Original: The Empire State
New: Drop Dead, A**hole
New Hampshire unquestionably has the coolest license plate slogan. The image in the background is that of the Old Man of the Mountain, a granite cliff that collapsed and died in 2003. So you know they're not kidding around. Not only that, but many of them are armed. In New Hampshire, the license plates aren't made by prisoners as they are in other states. But that's because of outsourcing, not because the prisoners are all dead. How about, "Give me liberty or give you death!"? No, not as catchy.Original: Live Free Or Die
Many other states are inspired by New Hampshire's slogan. In 1985, the State of Wisconsin asked the public for suggestions for a new one.
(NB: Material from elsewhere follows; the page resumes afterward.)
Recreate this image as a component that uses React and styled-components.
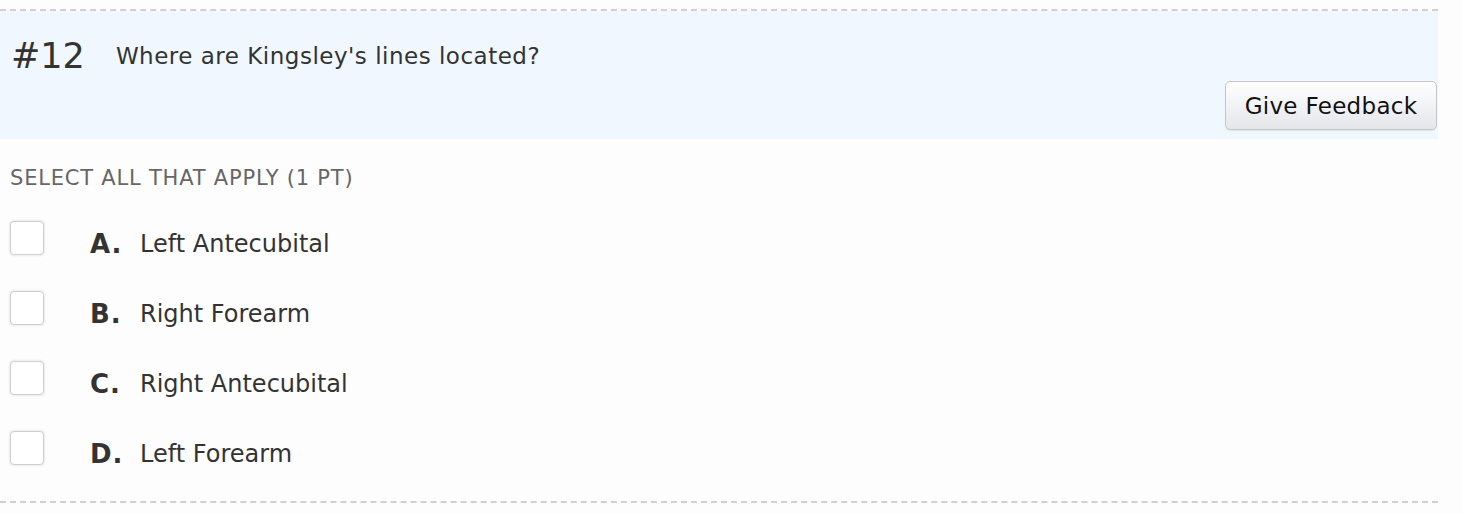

Unfortunately, although they received over 46,000 suggestions (of which several had something to do with license plates), "Eat Cheese or Die" wasn't selected, and "Got milk?" was already taken. So they were stuck with "America's Dairyland." It could have been worse: Oklahoma's license plate used to say, "Oklahoma is OK." That's one step above, "It doesn't suck too much." That's a subjective assessment.
Original: America's Dairyland
New: Eat Cheese or Die
Pennsylvania's slogan used to be, "You've got a friend in!", which sounds like one of those local colloquialisms that people in Pennsylvania always say, like "We want paid!", "Drink some wudder", and "Get Us the Hell Outta Here!". "You've got a friend in" didn't quite fit with a state that nobody loves. Even their own elected representative in Washington, John Murtha, hated them. Yet, even after he called them a bunch of dumb racists, they re-elected him. Like the people in nearby PNCburgh, they are so used to being insulted, they don't even notice it anymore.
It's a definite improvement over their short-lived "Save Wild Animals" license plate, featuring an image of a Bengal tiger, which is only found in India, Bangladesh, Nepal, and Bhutan. It was a nice try, but too late: the last time a tiger voluntarily set foot in Pennsylvania was 11,000 years ago, during the Pleistocene era. It was probably killed off by the Pennsylvania Kangaroo or the deadly Pennsylvania Platypus.
So they changed their slogan to Pennsylvania's Web address. Unfortunately, there wasn't enough space to write the address that 99% of the people use when searching for stuff about Pennsylvania on the Internet.
And if some Hollywood producer out there is thinking of making a movie about mutant Pennsylvania cannibals chonking their way through a flock of sex-crazed teenagers, just remember: there are no front license plates in Pennsylvania, either.
New: http://www.******.com/#hl=en&q= pennsylvania&aq=&aqi=&aq=f&aqi= g10&oq=&fp= 52e6b42fd182dbd5
Alabama's slogan--"Large Objects From Outer Space Fell On Us"--explains a lot about why Alabama is the way it is. The large objects, of course, are stars, not asteroids or frozen chunks of restroom debris from UFOs, which is surprising considering how many UFOs have been spotted there. But you've got to consider, what's the alternative? The Refrigerator On Cinder Blocks in Our Front Yard State?
Original: Stars Fell On
New: Large Objects From Outer Space Fell On
In honor of National Chain Gang Week.
New: What We've Got Here Is
"Aloha" means both "hello" and "goodbye." So what Hawaiians are really saying with the phrase "The Aloha State" is, "Yankee Go Home!" And notice the rainbow icon: many people are not aware of the fact that everyone in Hawaii is gay.
Original: The Aloha State
New: Yankee Go Home
Here in the USA (motto: "We're number 25!"), we take pride in our skill with foreign languages, even French. The slogan for the Canadian province of Quebec (pronounced "Q-beck") is "Je me souviens," which means either "I remember myself" or "I see my rear end."
Original: Je me souviens (I remember)
Most of Mexico's license plates don't have slogans. Of course, who needs stupid slogans when your states have names like "Chihuahua"? You'll have a chance to get used to Mexican license plates: if our politicians get their way, the US-Mexico border will be in South Dakota before long.